SUPPLIED MATERIAL |
-- Start --
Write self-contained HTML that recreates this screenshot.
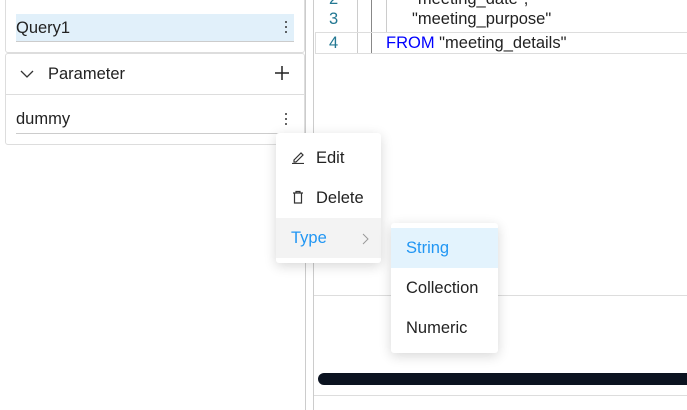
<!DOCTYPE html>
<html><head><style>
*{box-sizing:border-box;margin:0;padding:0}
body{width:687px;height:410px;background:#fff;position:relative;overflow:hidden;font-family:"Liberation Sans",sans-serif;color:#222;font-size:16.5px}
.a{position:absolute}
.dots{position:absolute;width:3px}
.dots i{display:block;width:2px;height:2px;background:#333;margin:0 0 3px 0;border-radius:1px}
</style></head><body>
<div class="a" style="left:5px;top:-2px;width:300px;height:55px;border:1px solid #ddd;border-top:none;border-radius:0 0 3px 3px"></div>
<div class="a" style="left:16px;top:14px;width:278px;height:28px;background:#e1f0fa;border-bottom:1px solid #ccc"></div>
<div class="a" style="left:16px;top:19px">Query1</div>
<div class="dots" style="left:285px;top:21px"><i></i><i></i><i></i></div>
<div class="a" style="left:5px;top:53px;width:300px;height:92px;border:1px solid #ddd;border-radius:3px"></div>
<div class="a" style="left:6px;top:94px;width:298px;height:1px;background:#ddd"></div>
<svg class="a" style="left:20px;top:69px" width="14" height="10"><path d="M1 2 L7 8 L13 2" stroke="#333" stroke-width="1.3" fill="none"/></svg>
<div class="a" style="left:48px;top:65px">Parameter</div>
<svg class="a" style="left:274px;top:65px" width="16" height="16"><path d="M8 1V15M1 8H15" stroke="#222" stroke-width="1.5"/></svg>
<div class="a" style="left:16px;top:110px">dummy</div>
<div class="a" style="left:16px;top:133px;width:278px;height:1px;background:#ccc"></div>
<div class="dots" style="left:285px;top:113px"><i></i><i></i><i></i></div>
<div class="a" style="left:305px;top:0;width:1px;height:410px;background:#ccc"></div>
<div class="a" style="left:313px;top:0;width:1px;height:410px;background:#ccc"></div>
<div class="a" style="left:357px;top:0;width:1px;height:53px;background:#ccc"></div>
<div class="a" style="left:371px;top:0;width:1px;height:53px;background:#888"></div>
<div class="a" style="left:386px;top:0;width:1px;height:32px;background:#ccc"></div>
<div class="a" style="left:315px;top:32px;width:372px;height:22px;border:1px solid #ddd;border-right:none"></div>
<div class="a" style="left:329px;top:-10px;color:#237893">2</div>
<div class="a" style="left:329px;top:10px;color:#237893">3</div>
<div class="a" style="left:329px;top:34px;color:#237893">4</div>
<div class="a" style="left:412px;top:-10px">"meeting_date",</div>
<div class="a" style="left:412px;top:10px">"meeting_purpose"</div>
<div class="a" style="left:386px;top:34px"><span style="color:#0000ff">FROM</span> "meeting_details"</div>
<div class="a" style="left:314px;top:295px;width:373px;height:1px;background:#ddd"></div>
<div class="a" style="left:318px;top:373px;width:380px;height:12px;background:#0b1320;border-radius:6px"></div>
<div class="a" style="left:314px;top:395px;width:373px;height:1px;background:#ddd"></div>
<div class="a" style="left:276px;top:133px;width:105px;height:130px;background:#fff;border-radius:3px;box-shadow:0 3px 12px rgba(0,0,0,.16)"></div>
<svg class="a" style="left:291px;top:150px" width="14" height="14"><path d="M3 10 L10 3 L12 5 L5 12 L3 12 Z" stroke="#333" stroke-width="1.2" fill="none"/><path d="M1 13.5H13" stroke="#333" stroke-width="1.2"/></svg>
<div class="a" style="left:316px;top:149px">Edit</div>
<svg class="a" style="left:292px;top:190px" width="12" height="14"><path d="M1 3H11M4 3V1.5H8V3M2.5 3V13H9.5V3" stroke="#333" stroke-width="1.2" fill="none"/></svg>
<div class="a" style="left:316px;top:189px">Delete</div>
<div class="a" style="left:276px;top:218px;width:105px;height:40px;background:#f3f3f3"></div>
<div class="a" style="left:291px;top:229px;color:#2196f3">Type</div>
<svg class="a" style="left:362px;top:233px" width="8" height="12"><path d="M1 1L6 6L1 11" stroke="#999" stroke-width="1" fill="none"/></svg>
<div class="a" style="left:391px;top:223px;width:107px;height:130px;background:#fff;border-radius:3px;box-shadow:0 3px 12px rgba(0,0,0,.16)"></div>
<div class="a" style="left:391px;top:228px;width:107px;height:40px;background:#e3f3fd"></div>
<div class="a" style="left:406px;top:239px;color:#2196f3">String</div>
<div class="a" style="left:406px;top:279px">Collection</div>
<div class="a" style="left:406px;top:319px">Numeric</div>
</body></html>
-- End --
EXERCISE INSTRUCTIONS | Repeat verbatim all the material, but not the pictures.

TASK OUTPUT |
Write self-contained HTML that recreates this screenshot.
<!DOCTYPE html>
<html><head><style>
*{box-sizing:border-box;margin:0;padding:0}
body{width:687px;height:410px;background:#fff;position:relative;overflow:hidden;font-family:"Liberation Sans",sans-serif;color:#222;font-size:16.5px}
.a{position:absolute}
.dots{position:absolute;width:3px}
.dots i{display:block;width:2px;height:2px;background:#333;margin:0 0 3px 0;border-radius:1px}
</style></head><body>
<div class="a" style="left:5px;top:-2px;width:300px;height:55px;border:1px solid #ddd;border-top:none;border-radius:0 0 3px 3px"></div>
<div class="a" style="left:16px;top:14px;width:278px;height:28px;background:#e1f0fa;border-bottom:1px solid #ccc"></div>
<div class="a" style="left:16px;top:19px">Query1</div>
<div class="dots" style="left:285px;top:21px"><i></i><i></i><i></i></div>
<div class="a" style="left:5px;top:53px;width:300px;height:92px;border:1px solid #ddd;border-radius:3px"></div>
<div class="a" style="left:6px;top:94px;width:298px;height:1px;background:#ddd"></div>
<svg class="a" style="left:20px;top:69px" width="14" height="10"><path d="M1 2 L7 8 L13 2" stroke="#333" stroke-width="1.3" fill="none"/></svg>
<div class="a" style="left:48px;top:65px">Parameter</div>
<svg class="a" style="left:274px;top:65px" width="16" height="16"><path d="M8 1V15M1 8H15" stroke="#222" stroke-width="1.5"/></svg>
<div class="a" style="left:16px;top:110px">dummy</div>
<div class="a" style="left:16px;top:133px;width:278px;height:1px;background:#ccc"></div>
<div class="dots" style="left:285px;top:113px"><i></i><i></i><i></i></div>
<div class="a" style="left:305px;top:0;width:1px;height:410px;background:#ccc"></div>
<div class="a" style="left:313px;top:0;width:1px;height:410px;background:#ccc"></div>
<div class="a" style="left:357px;top:0;width:1px;height:53px;background:#ccc"></div>
<div class="a" style="left:371px;top:0;width:1px;height:53px;background:#888"></div>
<div class="a" style="left:386px;top:0;width:1px;height:32px;background:#ccc"></div>
<div class="a" style="left:315px;top:32px;width:372px;height:22px;border:1px solid #ddd;border-right:none"></div>
<div class="a" style="left:329px;top:-10px;color:#237893">2</div>
<div class="a" style="left:329px;top:10px;color:#237893">3</div>
<div class="a" style="left:329px;top:34px;color:#237893">4</div>
<div class="a" style="left:412px;top:-10px">"meeting_date",</div>
<div class="a" style="left:412px;top:10px">"meeting_purpose"</div>
<div class="a" style="left:386px;top:34px"><span style="color:#0000ff">FROM</span> "meeting_details"</div>
<div class="a" style="left:314px;top:295px;width:373px;height:1px;background:#ddd"></div>
<div class="a" style="left:318px;top:373px;width:380px;height:12px;background:#0b1320;border-radius:6px"></div>
<div class="a" style="left:314px;top:395px;width:373px;height:1px;background:#ddd"></div>
<div class="a" style="left:276px;top:133px;width:105px;height:130px;background:#fff;border-radius:3px;box-shadow:0 3px 12px rgba(0,0,0,.16)"></div>
<svg class="a" style="left:291px;top:150px" width="14" height="14"><path d="M3 10 L10 3 L12 5 L5 12 L3 12 Z" stroke="#333" stroke-width="1.2" fill="none"/><path d="M1 13.5H13" stroke="#333" stroke-width="1.2"/></svg>
<div class="a" style="left:316px;top:149px">Edit</div>
<svg class="a" style="left:292px;top:190px" width="12" height="14"><path d="M1 3H11M4 3V1.5H8V3M2.5 3V13H9.5V3" stroke="#333" stroke-width="1.2" fill="none"/></svg>
<div class="a" style="left:316px;top:189px">Delete</div>
<div class="a" style="left:276px;top:218px;width:105px;height:40px;background:#f3f3f3"></div>
<div class="a" style="left:291px;top:229px;color:#2196f3">Type</div>
<svg class="a" style="left:362px;top:233px" width="8" height="12"><path d="M1 1L6 6L1 11" stroke="#999" stroke-width="1" fill="none"/></svg>
<div class="a" style="left:391px;top:223px;width:107px;height:130px;background:#fff;border-radius:3px;box-shadow:0 3px 12px rgba(0,0,0,.16)"></div>
<div class="a" style="left:391px;top:228px;width:107px;height:40px;background:#e3f3fd"></div>
<div class="a" style="left:406px;top:239px;color:#2196f3">String</div>
<div class="a" style="left:406px;top:279px">Collection</div>
<div class="a" style="left:406px;top:319px">Numeric</div>
</body></html>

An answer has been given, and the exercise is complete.